Visitors were able to watch potters at work, they could put protective eyewear on to observe Bernadette of Gerbe Glass make glass ornaments, and were even able to learn the secrets of soap making at Jay Design Soaps and Gifts. Saturday’s event allowed visitors to have an inside peak and enabled artists to share their work, knowledge and many provided demonstrations.


Overall, the tour was a success. Each year it continues to grow and, for at least one day of the year, bridges the gap between artist and admirer. It would be incomplete, however, to discuss this year’s Artist Studio Tour without discussing the disappointing vandalism event that occurred at Radiant Hall. It is a privilege to be able to see artists at work and to be invited into their studio space. However, artists Gavin Benjamin and Derek Reese returned to Radiant Hall to find that their artwork set out for display had been damaged, torn, and toppled over.

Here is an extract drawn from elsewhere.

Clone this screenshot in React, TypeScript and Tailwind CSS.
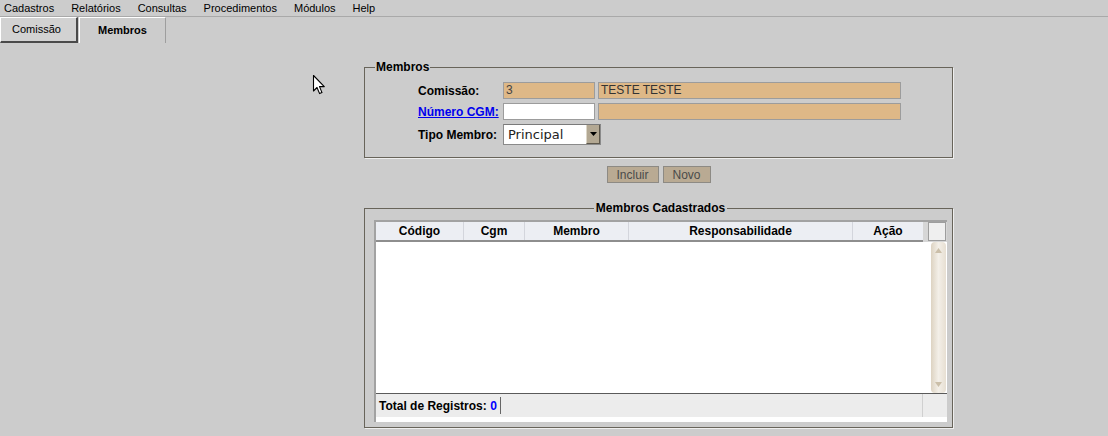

There is a silver lining to this unfortunate incident. We have been able to watch an incredible outpouring of support for these artists on social media from other artists and visitors. An Indiegogo campaign has been created to help the artists cover the damages.

This annual event, as always, makes us proud of the incredible creative work produced in this neighborhood and in light of the unfortunate vandalism events, we are proud of the outpouring of community support given to these talented artists.